A woman in Georgia complained on Facebook that her ex-husband wouldn’t help out by making a drug store run when she and kid (the ex’s kid, too) had the flu. In other words, she called him a jerk (a friend chimed in that he was a “POS”). However, the ex just happens to be an officer in the local sheriff’s department. Thus, in a lawsuit she:
contends that her husband, a friend in the Sheriff’s Department, and a county “magistrate” put her in jail for her Facebook comment. According to her, Captain King filed a police report with his friend, Washington County Sheriff’s Investigator Trey Burgamy. Washington County magistrate Ralph O. Todd — who is not a lawyer, and who ran unopposed last year — issued a warrant requiring Anne King and Susan Hines (who had responded on Facebook by suggesting Captain King is a “POS”) to appear at a hearing.
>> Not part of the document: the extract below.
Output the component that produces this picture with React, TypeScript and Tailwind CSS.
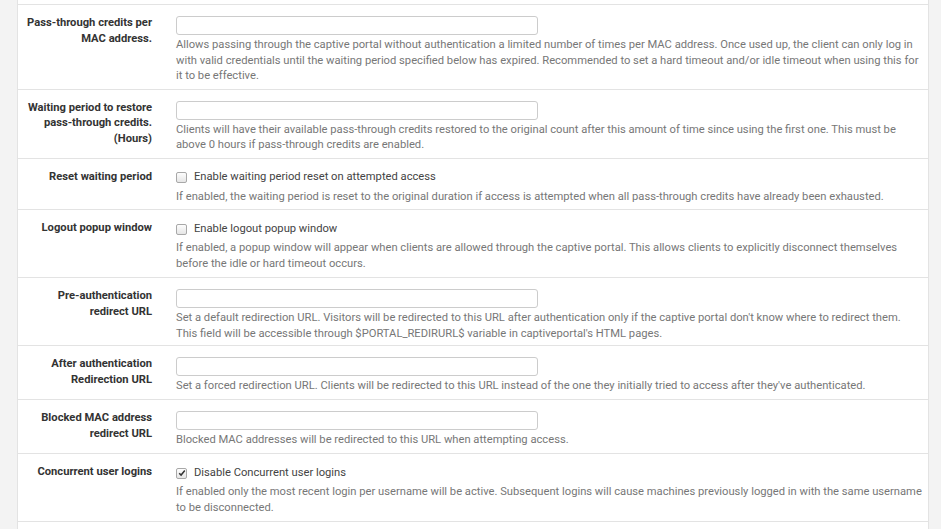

After a hearing at which Captain King was the only witness, Magistrate Todd caused a warrant to issue charging Anne King with criminal defamation: “SUBJECT DID, WITHOUT A PRIVILEGE TO DO SO AND WITH INTENT TO DEFAME ANOTHER, COMMUNICATE FALSE MATTER WHICH TENDS TO EXPOSE ONE WHO IS ALIVE TO HATRED, CONTEMPT, OR RIDICULE, AND WHICH TENDS TO PROVOKE A BREACH OF THE PEACE, SPECIFICALLY, SUBJECT DID MAKE DEROGATORY AND DEGRADING COMMENTS DIRECTLY AT AND ABOUT COREY KING, FOR THE PURPOSE OF PROVIDING A BREACH OF THE PEACE. Anne King also contends that Magistrate Todd threatened to “ban her from Facebook.”
The magistrate also falsely informed her that although she could call the ex a piece of shit to his face, she couldn’t post it on Facebook. Just to make it perfectly clear, the statute she was accused of violating was always a violation of the First Amendment, was recognized as such by the Georgia Supreme Court in 1982 and removed from the books by the legislature in 2015. In other words, neither the cop nor the magistrate had any legal authority to do what they did and the woman had a clear First Amendment right to say what she wanted (a few days later a “real judge,” as Ken puts it, dismissed the charge).
How does either natural law theory or legal positivism deal with this woman’s experience? Not well, which is why there’s a third way, one which I’ve subscribed to for a long time – legal realism.
Legal realism says, in essence, that law is whatever those with the power to make it and (more importantly) enforce it say it is. Higher notions of what law should be or what makes a “just” law don’t make any difference. If The Man says you’re going to jail, you’re going to jail.
My go to hypothetical for this used to be if the president signed a “Legal Philosopher Protection Act” that made a particular philosopher (John Rawls, Ron Dworkin – insert your favorite here!) off limits from academic criticism. Professor says, “that clearly violates the First Amendment” and duly proceeds to slag off on Rawls or whoever. Student reports Professor, who is hauled out of the classroom by a pair of US Marshalls. At some point things get sorted out, but not before an arrest, some period of custody/incarceration, and an awfully lot of bruised feelings.
Yet, that’s essentially what happened to the woman in Georgia – arrested for violating a law struck down during the Reagan administration for conduct that anyone with a working knowledge of the First Amendment knows cannot be a crime. And yet, there was an arrest. There was custody. And there are certainly hurt feelings.
There’s a meme that floats around about science:
Law kind of works the same way. We can argue esoterically about the nature of law, what it really is, and whether any particular law is just. But at the end of the day, when the cops arrive at your door to slap the cuffs on, they’re not interested in any of that. What they say goes, at least for long enough to make things miserable. Any theory that doesn’t recognize that has serious issues.